The placement hierarchy
Different surfaces deserve different laurel densities:
- Poster: one or two laurels maximum, placed by a designer. Tier 1 laurel takes precedence if you have one.
- Vimeo end-card and trailer end-card: three to six laurels, organised by tier (tier 1 top, then tier 2 below)
- EPK and pitch deck: the full laurel stack is fine, organised by tier and chronology
- Festival website: the full stack, organised visually with breathing room
- Press releases: textual ("Official Selection: Sundance, SXSW, Tribeca, ..."), no laurel graphics needed
The "too many laurels" trap
A film with 30 laurels and no distribution reads as a film that peaked at festivals. Distributors and sales agents know the difference between a tier 1 selection and a 100-festival laurel grid from regional festivals. The grid looks impressive to friends and family. It does not impress buyers.
Cap the visible laurel count at the top 8 to 10 in any single design context. Order them by tier, not by chronology. If you have a tier 1, that goes first regardless of when the selection happened.
Tag the festival when you post the laurel
When you post your acceptance on social, tag the festival's account. They will often reshare to their own audience, which is the cheapest organic reach you will get during the campaign. The festival has a vested interest in the films they selected looking successful.
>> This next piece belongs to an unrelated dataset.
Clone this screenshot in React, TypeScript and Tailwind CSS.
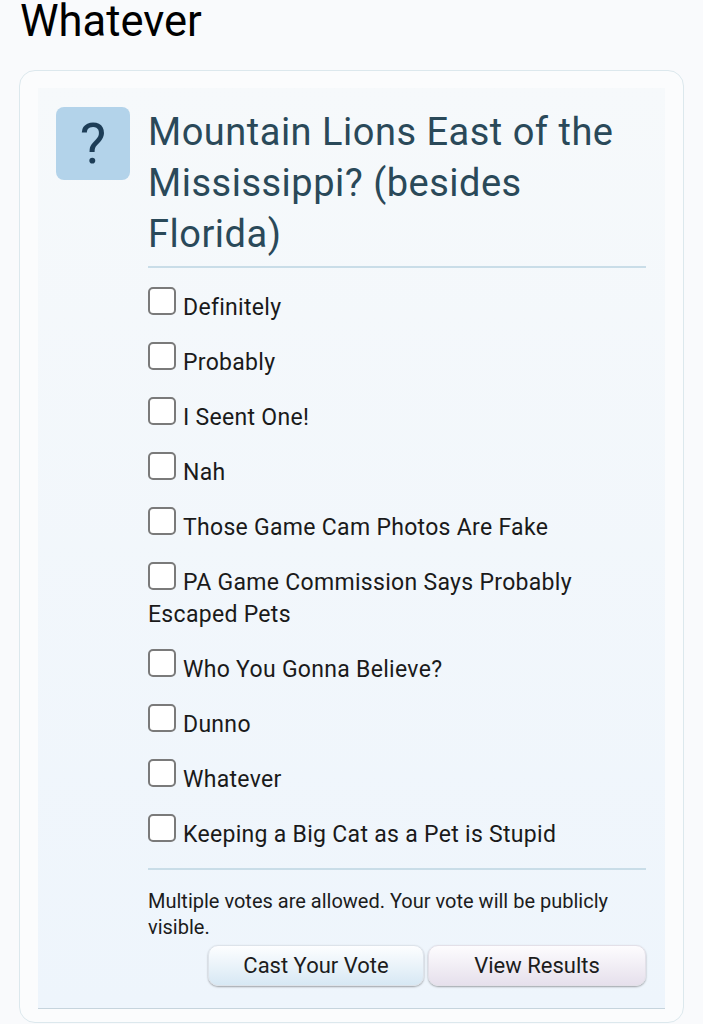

Where laurels actually move the needle
- Grant applications: selectors on grant panels treat tier 1 and BAFTA-qualifying laurels as a real signal of professional standing
- Sales pitches: a one-page deck to a sales agent benefits from tier 1 laurels as social proof
- Distribution conversations: a streaming buyer looking at a film with a Sundance Audience Award laurel pays more attention than the same film without
- Next-film pitches: your second feature's funding pitch leans on the laurels from your first film. They are credentials for the next thing, not trophies for the current one.
The unwritten rule about laurel-only campaigns
Some filmmakers chase laurel counts as their primary KPI. 50 festivals, 100 festivals, 200 festivals. The film never gets distribution, but the laurel grid is impressive. This is a trap. Programmers, agents, and distributors can read a laurel stack the same way they read a CV: a long list with no senior roles reads as a long list of junior ones.
Better to have five laurels from festivals that matter than 50 from festivals that do not.
The rule on fake or unofficial laurels
Creating your own laurel (a "Best of 2024 Online Festival" laurel you designed yourself) is not just amateur, it is potentially fraudulent. Sales agents and buyers vet laurel claims. A claim that does not check out on the festival's public record damages your credibility on every other claim too. Do not do it.
Frequently asked questions
How many laurels should you put on a film poster?
Keep it to one or two laurels maximum on a poster, placed by a designer, with your top-tier laurel taking precedence if you have one. A poster with one laurel from the right festival sells your film harder than a poster covered in 30 laurels from anywhere. The single strong laurel does the work of every laurel beneath it.
Can you change the colour of a festival laurel to match your poster?
No. The laurel is a trademark-protected asset, and altering it, recolouring it, or substituting your own version breaches the festival's brand guidelines and misuses its official marks. Use the official PNG or SVG the festival sends you and limit changes to basic scaling. Festivals notice, and a non-compliant laurel can result in the selection being publicly disowned or trigger legal enforcement, so always check the specific festival's rules.
Where do laurels actually help a film campaign?
Laurels move the needle most in grant applications, sales pitches, distribution conversations, and your next film's funding pitch, where top-tier and qualifying laurels read as a real signal of professional standing. They work as credentials for the next thing rather than trophies for the current one. On a poster or end-card they are about hierarchy and restraint, not volume.
Are fake or self-made festival laurels a problem?
Yes. Designing your own laurel is not just amateur, it is potentially fraudulent, because sales agents and buyers vet laurel claims against the festival's public record. A claim that does not check out damages your credibility on every other claim too. Never create unofficial laurels.